**DATA SHOWN:**
'''
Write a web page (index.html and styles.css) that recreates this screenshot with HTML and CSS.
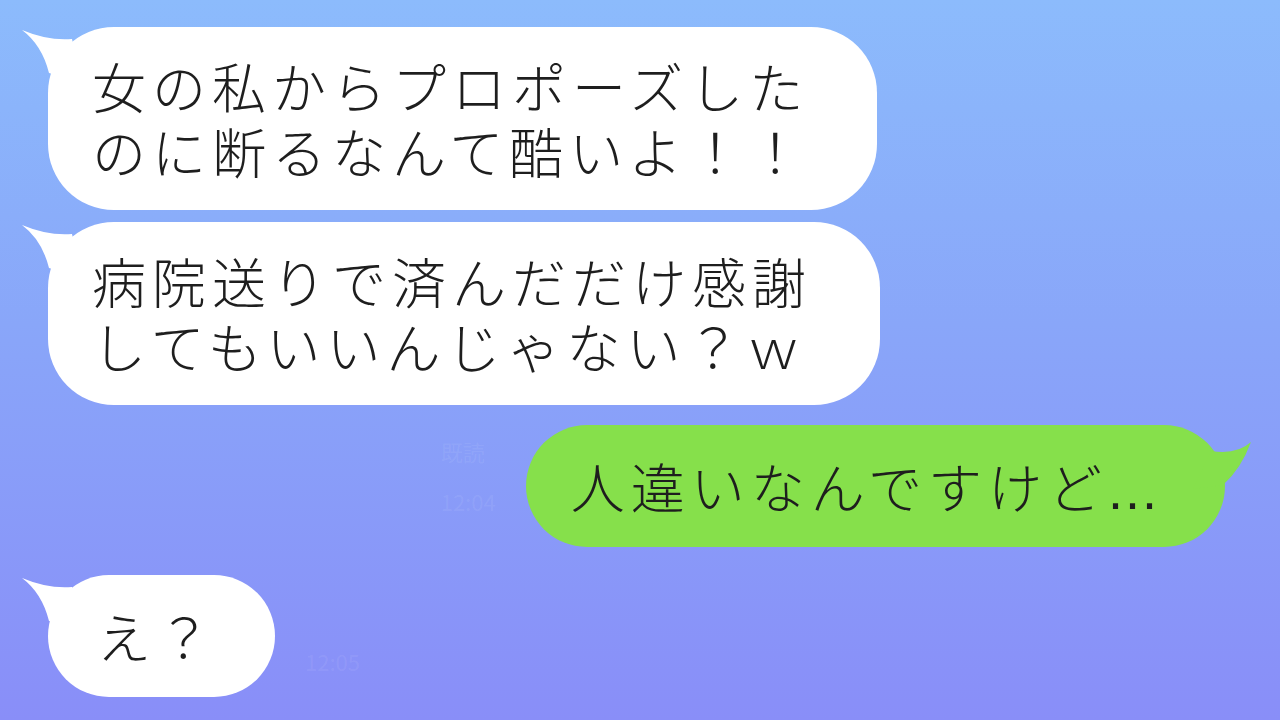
FILE: index.html
```html
<!DOCTYPE html>
<html lang="ja">
<head>
  <meta charset="UTF-8" />
  <meta name="viewport" content="width=device-width, initial-scale=1.0"/>
  <title>トーク</title>
  <link rel="stylesheet" href="styles.css">
</head>
<body>
  <div class="chat">
    <div class="bubble them big">
      <svg class="tail tail-left" viewBox="0 0 60 56" width="60" height="56"><path d="M0,3 Q26,14 50,12 L60,56 L27,46 Q20,18 0,3 Z"/></svg>
      <p><span>女の私からプロポーズした</span><span>のに断るなんて酷いよ！！</span></p>
    </div>
    <div class="bubble them big second">
      <svg class="tail tail-left" viewBox="0 0 60 56" width="60" height="56"><path d="M0,3 Q26,14 50,12 L60,56 L27,46 Q20,18 0,3 Z"/></svg>
      <p><span>病院送りで済んだだけ感謝</span><span>してもいいんじゃない？ｗ</span></p>
    </div>
    <div class="me-row">
      <div class="meta">
        <span>既読</span>
        <span>12:04</span>
      </div>
      <div class="bubble me">
        <svg class="tail tail-right" viewBox="0 0 60 64" width="60" height="64"><path d="M58,17 Q44,30 18,26 L0,64 L30,60 Q48,44 58,17 Z"/></svg>
        <p>人違いなんですけど<span class="dots">...</span></p>
      </div>
    </div>
    <div class="them-row">
      <div class="bubble them small">
        <svg class="tail tail-left" viewBox="0 0 60 56" width="60" height="56"><path d="M0,3 Q26,14 50,12 L60,56 L27,46 Q20,18 0,3 Z"/></svg>
        <p>え？</p>
      </div>
      <div class="meta">
        <span>12:05</span>
      </div>
    </div>
  </div>
</body>
</html>
```

FILE: styles.css
```css
body {
  margin: 0;
  height: 720px;
  overflow: hidden;
  background: linear-gradient(180deg, #8cbbfc 0%, #89a6f9 45%, #898ef8 100%);
  font-family: "Noto Sans CJK JP", "Noto Sans", sans-serif;
  color: #1e1e1e;
}
.chat {
  display: flex;
  flex-direction: column;
  align-items: flex-start;
  padding: 27px 55px 0 48px;
}
.bubble {
  position: relative;
  border-radius: 66px;
  font-size: 54px;
  font-weight: 300;
  line-height: 65px;
  letter-spacing: 6px;
}
.bubble p {
  position: relative;
  margin: 0;
  white-space: nowrap;
}
.big p {
  display: flex;
  flex-direction: column;
}
.tail {
  position: absolute;
  top: 0;
}
.tail-left {
  left: -26px;
}
.tail-right {
  right: -28px;
}
.them {
  background: #fff;
}
.them .tail path {
  fill: #fff;
}
.big {
  padding: 26px 68px 27px 44px;
}
.second {
  margin-top: 12px;
}
.me-row {
  align-self: flex-end;
  display: flex;
  align-items: center;
  gap: 30px;
  margin-top: 20px;
}
.me {
  background: #86e04b;
  padding: 28px 66px 29px 45px;
  border-radius: 61px;
}
.me .tail path {
  fill: #86e04b;
}
.dots {
  font-family: "Liberation Sans", sans-serif;
  line-height: 1;
  letter-spacing: 2px;
}
.them-row {
  display: flex;
  align-items: flex-end;
  gap: 30px;
  margin-top: 28px;
}
.small {
  padding: 28px 58px 29px 49px;
  border-radius: 61px;
}
.meta {
  display: flex;
  flex-direction: column;
  gap: 18px;
  font-size: 22px;
  color: rgba(255, 255, 255, 0.08);
  padding-bottom: 20px;
}
```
'''
**WHAT THE TASK ASKS:**
From the material above, reproduce everything verbatim except the pictures.

**EXERCISE RESULT:**
Write a web page (index.html and styles.css) that recreates this screenshot with HTML and CSS.
FILE: index.html
```html
<!DOCTYPE html>
<html lang="ja">
<head>
  <meta charset="UTF-8" />
  <meta name="viewport" content="width=device-width, initial-scale=1.0"/>
  <title>トーク</title>
  <link rel="stylesheet" href="styles.css">
</head>
<body>
  <div class="chat">
    <div class="bubble them big">
      <svg class="tail tail-left" viewBox="0 0 60 56" width="60" height="56"><path d="M0,3 Q26,14 50,12 L60,56 L27,46 Q20,18 0,3 Z"/></svg>
      <p><span>女の私からプロポーズした</span><span>のに断るなんて酷いよ！！</span></p>
    </div>
    <div class="bubble them big second">
      <svg class="tail tail-left" viewBox="0 0 60 56" width="60" height="56"><path d="M0,3 Q26,14 50,12 L60,56 L27,46 Q20,18 0,3 Z"/></svg>
      <p><span>病院送りで済んだだけ感謝</span><span>してもいいんじゃない？ｗ</span></p>
    </div>
    <div class="me-row">
      <div class="meta">
        <span>既読</span>
        <span>12:04</span>
      </div>
      <div class="bubble me">
        <svg class="tail tail-right" viewBox="0 0 60 64" width="60" height="64"><path d="M58,17 Q44,30 18,26 L0,64 L30,60 Q48,44 58,17 Z"/></svg>
        <p>人違いなんですけど<span class="dots">...</span></p>
      </div>
    </div>
    <div class="them-row">
      <div class="bubble them small">
        <svg class="tail tail-left" viewBox="0 0 60 56" width="60" height="56"><path d="M0,3 Q26,14 50,12 L60,56 L27,46 Q20,18 0,3 Z"/></svg>
        <p>え？</p>
      </div>
      <div class="meta">
        <span>12:05</span>
      </div>
    </div>
  </div>
</body>
</html>
```

FILE: styles.css
```css
body {
  margin: 0;
  height: 720px;
  overflow: hidden;
  background: linear-gradient(180deg, #8cbbfc 0%, #89a6f9 45%, #898ef8 100%);
  font-family: "Noto Sans CJK JP", "Noto Sans", sans-serif;
  color: #1e1e1e;
}
.chat {
  display: flex;
  flex-direction: column;
  align-items: flex-start;
  padding: 27px 55px 0 48px;
}
.bubble {
  position: relative;
  border-radius: 66px;
  font-size: 54px;
  font-weight: 300;
  line-height: 65px;
  letter-spacing: 6px;
}
.bubble p {
  position: relative;
  margin: 0;
  white-space: nowrap;
}
.big p {
  display: flex;
  flex-direction: column;
}
.tail {
  position: absolute;
  top: 0;
}
.tail-left {
  left: -26px;
}
.tail-right {
  right: -28px;
}
.them {
  background: #fff;
}
.them .tail path {
  fill: #fff;
}
.big {
  padding: 26px 68px 27px 44px;
}
.second {
  margin-top: 12px;
}
.me-row {
  align-self: flex-end;
  display: flex;
  align-items: center;
  gap: 30px;
  margin-top: 20px;
}
.me {
  background: #86e04b;
  padding: 28px 66px 29px 45px;
  border-radius: 61px;
}
.me .tail path {
  fill: #86e04b;
}
.dots {
  font-family: "Liberation Sans", sans-serif;
  line-height: 1;
  letter-spacing: 2px;
}
.them-row {
  display: flex;
  align-items: flex-end;
  gap: 30px;
  margin-top: 28px;
}
.small {
  padding: 28px 58px 29px 49px;
  border-radius: 61px;
}
.meta {
  display: flex;
  flex-direction: column;
  gap: 18px;
  font-size: 22px;
  color: rgba(255, 255, 255, 0.08);
  padding-bottom: 20px;
}
```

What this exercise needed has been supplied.